Written problem: Tally the lines of the data that include the word "index" and state the total, nothing else.

Working data:
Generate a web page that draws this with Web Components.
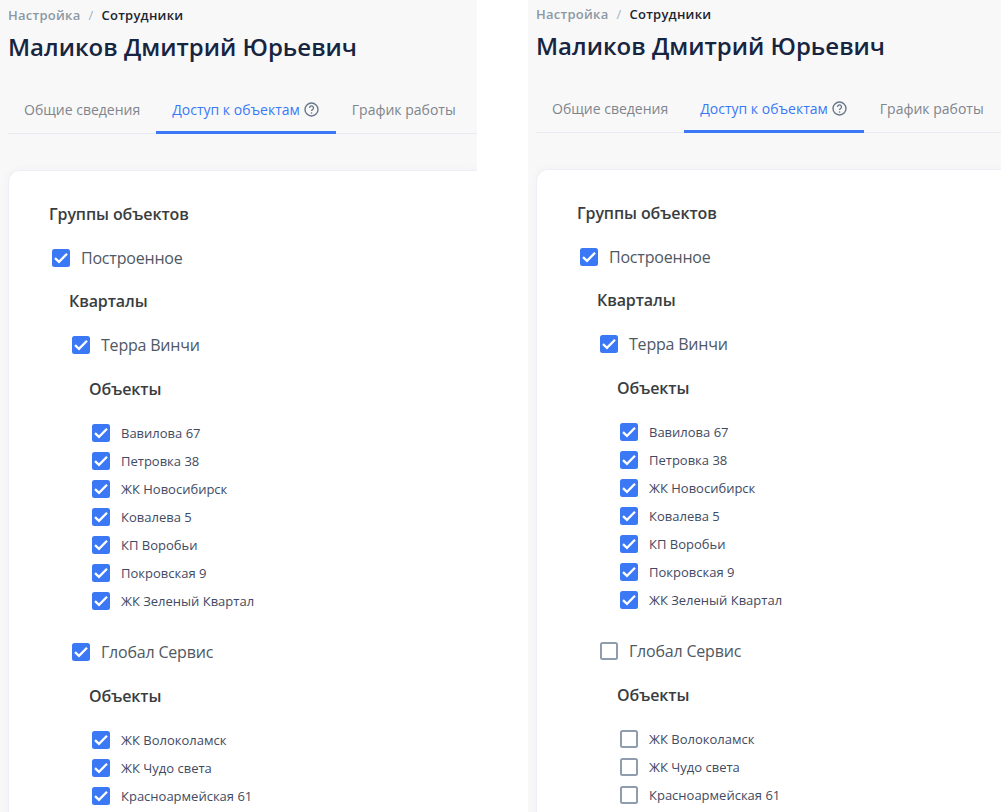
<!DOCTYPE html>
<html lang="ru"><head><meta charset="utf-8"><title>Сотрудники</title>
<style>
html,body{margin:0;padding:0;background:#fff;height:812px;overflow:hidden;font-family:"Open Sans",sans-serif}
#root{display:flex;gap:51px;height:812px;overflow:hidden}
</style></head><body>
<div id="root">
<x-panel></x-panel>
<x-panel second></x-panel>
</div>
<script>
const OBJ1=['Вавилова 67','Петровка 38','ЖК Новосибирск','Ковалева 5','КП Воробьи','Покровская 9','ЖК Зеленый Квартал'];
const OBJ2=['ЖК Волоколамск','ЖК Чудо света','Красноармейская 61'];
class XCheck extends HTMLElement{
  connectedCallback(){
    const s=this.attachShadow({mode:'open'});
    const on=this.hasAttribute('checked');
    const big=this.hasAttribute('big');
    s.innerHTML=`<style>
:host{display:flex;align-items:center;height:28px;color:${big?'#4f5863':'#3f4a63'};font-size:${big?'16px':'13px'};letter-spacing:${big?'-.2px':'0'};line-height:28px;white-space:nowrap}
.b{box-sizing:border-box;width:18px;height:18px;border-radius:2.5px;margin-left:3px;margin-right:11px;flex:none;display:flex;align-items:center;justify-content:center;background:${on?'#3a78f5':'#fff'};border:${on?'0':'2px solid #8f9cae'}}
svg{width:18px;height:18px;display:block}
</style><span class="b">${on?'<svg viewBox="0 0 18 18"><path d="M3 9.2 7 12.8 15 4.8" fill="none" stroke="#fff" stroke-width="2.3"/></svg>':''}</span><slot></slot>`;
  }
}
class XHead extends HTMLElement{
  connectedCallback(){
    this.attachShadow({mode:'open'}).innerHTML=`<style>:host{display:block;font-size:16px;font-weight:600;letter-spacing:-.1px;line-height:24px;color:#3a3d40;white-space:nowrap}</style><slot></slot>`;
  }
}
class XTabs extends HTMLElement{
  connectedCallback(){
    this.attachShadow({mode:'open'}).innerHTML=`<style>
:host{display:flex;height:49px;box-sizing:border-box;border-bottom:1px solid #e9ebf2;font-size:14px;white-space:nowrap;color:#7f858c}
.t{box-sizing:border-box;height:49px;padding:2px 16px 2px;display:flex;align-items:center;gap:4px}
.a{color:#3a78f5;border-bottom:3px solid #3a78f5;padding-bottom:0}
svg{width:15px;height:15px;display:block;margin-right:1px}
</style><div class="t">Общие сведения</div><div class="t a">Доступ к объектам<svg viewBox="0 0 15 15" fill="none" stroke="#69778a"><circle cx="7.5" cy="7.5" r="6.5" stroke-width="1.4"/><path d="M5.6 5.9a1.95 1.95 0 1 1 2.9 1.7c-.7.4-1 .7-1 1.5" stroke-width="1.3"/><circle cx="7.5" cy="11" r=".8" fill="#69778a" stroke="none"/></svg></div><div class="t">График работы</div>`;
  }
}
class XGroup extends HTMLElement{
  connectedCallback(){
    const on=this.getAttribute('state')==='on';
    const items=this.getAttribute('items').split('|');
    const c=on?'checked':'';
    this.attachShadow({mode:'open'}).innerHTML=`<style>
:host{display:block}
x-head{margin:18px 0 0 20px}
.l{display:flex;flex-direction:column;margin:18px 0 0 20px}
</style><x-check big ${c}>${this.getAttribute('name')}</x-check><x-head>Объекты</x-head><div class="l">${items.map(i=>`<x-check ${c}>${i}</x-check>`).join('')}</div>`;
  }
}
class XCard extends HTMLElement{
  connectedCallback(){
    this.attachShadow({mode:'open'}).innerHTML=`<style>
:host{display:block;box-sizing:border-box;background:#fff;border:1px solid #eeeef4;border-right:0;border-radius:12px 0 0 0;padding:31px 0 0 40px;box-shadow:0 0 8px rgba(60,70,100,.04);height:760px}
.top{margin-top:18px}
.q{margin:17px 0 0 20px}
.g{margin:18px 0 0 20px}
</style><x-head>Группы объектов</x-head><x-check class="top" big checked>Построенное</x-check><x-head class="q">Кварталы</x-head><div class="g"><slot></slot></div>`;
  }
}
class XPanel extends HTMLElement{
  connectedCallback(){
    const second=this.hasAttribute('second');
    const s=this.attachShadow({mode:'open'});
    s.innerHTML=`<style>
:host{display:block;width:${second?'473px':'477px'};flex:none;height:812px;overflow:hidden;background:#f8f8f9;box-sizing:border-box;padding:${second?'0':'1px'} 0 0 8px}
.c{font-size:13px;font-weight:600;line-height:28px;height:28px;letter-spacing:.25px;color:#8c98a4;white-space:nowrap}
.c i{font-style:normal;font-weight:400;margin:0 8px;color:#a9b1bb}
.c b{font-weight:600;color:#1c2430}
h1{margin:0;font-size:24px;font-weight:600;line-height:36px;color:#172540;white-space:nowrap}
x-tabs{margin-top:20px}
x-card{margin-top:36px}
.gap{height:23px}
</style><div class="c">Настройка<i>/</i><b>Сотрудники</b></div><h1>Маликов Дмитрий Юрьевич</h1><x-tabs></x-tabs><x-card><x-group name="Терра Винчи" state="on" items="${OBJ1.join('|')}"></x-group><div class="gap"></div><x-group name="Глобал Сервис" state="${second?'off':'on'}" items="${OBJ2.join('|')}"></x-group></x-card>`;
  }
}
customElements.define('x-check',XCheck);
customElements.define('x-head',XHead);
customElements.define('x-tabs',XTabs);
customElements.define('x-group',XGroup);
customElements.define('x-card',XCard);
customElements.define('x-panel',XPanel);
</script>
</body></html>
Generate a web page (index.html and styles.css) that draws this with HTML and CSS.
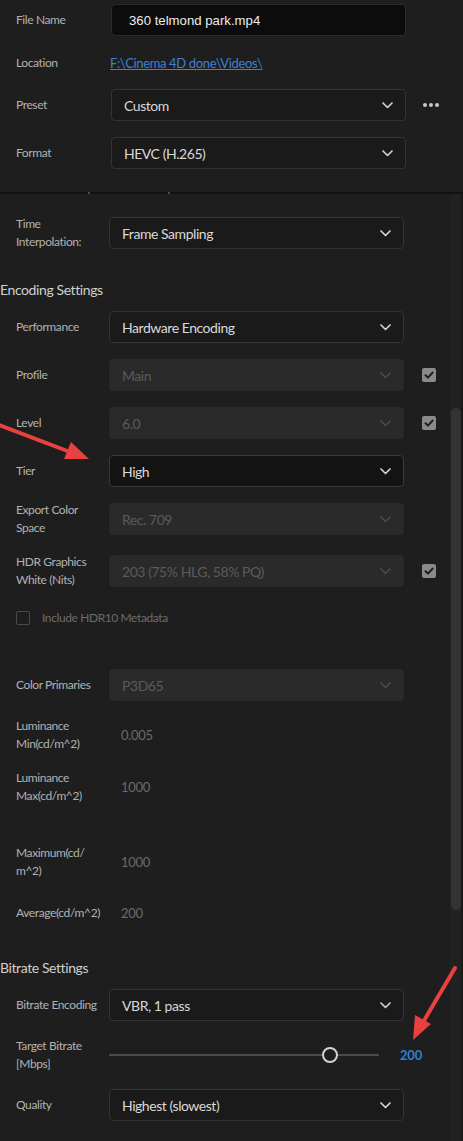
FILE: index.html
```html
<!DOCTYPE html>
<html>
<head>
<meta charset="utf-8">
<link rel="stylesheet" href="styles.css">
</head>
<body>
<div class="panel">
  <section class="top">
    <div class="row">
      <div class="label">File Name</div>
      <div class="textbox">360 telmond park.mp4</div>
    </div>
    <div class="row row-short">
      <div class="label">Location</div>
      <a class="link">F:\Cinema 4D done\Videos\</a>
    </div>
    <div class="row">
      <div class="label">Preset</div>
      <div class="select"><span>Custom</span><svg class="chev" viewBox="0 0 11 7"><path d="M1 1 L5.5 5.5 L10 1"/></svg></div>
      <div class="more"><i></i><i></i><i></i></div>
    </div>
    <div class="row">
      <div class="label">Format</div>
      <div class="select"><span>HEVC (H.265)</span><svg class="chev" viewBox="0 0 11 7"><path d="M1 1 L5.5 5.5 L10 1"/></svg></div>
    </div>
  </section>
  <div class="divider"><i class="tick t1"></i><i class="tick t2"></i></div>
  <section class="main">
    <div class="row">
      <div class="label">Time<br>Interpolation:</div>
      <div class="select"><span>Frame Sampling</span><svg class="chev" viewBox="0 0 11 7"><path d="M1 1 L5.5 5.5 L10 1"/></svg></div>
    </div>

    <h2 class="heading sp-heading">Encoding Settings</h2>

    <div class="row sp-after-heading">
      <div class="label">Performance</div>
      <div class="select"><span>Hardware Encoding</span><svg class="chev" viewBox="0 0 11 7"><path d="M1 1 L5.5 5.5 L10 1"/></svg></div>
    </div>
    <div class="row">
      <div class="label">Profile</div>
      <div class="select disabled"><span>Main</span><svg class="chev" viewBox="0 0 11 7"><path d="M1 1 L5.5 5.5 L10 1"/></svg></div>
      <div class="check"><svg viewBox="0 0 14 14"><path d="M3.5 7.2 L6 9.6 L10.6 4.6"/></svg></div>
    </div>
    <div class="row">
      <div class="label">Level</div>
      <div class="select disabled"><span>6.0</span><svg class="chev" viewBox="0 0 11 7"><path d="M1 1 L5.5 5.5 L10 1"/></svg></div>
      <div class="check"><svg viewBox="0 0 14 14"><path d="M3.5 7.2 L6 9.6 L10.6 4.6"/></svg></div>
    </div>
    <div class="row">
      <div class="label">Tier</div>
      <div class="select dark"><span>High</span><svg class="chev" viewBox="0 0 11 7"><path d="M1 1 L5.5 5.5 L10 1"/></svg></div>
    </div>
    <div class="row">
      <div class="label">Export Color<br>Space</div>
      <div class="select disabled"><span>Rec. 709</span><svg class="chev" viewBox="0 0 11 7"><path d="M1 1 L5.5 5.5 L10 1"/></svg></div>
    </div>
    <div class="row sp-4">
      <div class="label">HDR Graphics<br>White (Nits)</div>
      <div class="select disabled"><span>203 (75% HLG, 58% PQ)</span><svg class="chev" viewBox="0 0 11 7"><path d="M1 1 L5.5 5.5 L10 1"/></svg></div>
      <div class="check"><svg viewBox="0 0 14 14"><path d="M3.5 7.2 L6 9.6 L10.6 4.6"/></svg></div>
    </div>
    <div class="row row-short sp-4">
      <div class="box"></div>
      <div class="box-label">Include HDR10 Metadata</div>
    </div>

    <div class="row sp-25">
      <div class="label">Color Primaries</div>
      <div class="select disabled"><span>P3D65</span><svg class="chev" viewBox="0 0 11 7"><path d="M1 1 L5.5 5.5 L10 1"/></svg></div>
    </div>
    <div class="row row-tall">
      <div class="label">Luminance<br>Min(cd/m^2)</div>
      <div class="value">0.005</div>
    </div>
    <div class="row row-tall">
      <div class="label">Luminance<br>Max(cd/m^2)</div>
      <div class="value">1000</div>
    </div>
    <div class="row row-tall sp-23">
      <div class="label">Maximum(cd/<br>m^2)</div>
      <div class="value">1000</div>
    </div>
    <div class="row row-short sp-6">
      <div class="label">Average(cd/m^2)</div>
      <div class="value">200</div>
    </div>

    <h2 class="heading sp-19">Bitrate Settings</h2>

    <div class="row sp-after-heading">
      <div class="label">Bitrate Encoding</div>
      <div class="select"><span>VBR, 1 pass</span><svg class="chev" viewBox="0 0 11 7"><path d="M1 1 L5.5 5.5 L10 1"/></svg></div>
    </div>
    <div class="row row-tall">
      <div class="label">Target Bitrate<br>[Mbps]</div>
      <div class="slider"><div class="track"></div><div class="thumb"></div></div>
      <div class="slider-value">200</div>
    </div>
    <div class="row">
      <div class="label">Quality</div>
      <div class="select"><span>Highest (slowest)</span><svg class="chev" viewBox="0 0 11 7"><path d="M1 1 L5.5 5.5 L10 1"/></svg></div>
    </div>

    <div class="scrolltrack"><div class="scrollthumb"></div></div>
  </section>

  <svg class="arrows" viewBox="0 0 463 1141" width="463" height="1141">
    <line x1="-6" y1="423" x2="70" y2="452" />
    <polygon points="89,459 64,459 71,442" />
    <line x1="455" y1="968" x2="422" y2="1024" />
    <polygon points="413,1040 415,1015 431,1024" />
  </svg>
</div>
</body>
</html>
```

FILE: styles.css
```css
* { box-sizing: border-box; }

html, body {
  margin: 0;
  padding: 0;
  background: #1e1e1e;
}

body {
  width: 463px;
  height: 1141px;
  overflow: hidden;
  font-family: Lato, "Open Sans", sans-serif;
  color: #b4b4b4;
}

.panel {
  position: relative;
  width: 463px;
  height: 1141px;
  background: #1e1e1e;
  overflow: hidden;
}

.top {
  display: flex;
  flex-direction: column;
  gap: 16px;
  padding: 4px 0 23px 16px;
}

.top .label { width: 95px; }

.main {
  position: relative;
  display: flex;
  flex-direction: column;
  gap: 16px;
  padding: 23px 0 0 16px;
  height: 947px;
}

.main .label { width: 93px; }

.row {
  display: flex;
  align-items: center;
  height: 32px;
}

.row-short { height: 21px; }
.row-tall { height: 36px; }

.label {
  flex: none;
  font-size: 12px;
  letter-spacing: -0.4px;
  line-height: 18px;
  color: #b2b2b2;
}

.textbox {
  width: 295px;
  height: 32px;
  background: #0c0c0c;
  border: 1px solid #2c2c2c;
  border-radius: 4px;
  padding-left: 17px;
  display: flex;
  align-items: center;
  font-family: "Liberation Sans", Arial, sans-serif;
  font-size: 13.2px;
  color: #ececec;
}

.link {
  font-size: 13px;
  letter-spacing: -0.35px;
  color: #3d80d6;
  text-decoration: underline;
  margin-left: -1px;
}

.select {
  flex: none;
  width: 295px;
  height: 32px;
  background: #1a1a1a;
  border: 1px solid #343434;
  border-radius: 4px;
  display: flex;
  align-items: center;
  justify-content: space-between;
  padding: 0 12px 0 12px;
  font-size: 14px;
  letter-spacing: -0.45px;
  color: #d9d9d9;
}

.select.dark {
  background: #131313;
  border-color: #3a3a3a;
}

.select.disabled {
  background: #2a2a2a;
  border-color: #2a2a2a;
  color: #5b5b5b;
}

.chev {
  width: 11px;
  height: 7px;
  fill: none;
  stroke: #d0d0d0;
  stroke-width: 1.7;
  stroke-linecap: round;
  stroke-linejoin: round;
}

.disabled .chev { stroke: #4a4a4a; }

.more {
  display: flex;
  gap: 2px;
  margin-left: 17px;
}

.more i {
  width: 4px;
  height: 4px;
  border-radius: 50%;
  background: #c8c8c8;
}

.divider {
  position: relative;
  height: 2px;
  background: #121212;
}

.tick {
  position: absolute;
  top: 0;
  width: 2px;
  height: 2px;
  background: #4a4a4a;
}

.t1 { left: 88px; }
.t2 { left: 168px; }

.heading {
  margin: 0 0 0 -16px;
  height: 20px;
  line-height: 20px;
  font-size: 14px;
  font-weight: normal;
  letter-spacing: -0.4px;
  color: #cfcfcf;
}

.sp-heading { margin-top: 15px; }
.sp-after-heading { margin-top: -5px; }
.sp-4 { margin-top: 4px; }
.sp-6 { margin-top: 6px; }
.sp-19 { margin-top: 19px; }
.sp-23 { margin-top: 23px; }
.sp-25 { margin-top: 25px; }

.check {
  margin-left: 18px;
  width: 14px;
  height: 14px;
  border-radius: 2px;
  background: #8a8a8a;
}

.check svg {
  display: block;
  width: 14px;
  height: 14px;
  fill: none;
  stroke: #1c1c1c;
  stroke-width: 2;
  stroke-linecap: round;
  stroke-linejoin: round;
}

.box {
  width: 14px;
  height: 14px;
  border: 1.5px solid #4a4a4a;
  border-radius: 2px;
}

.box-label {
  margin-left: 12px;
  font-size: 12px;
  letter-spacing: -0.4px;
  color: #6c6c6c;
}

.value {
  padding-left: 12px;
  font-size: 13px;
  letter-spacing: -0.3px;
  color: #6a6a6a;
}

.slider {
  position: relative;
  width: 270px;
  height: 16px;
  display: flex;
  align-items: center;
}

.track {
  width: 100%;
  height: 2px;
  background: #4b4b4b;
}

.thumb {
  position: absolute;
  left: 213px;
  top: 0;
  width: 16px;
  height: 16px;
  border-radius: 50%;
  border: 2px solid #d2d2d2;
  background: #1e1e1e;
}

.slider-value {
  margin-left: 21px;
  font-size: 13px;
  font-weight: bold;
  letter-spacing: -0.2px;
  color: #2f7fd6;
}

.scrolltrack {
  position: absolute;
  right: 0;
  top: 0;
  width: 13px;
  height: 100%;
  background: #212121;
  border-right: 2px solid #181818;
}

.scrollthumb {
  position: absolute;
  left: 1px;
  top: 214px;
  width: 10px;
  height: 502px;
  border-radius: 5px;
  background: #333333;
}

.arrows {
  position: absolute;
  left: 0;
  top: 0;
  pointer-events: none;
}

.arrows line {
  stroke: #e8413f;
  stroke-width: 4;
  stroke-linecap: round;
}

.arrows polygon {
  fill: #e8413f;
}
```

Task solution: 2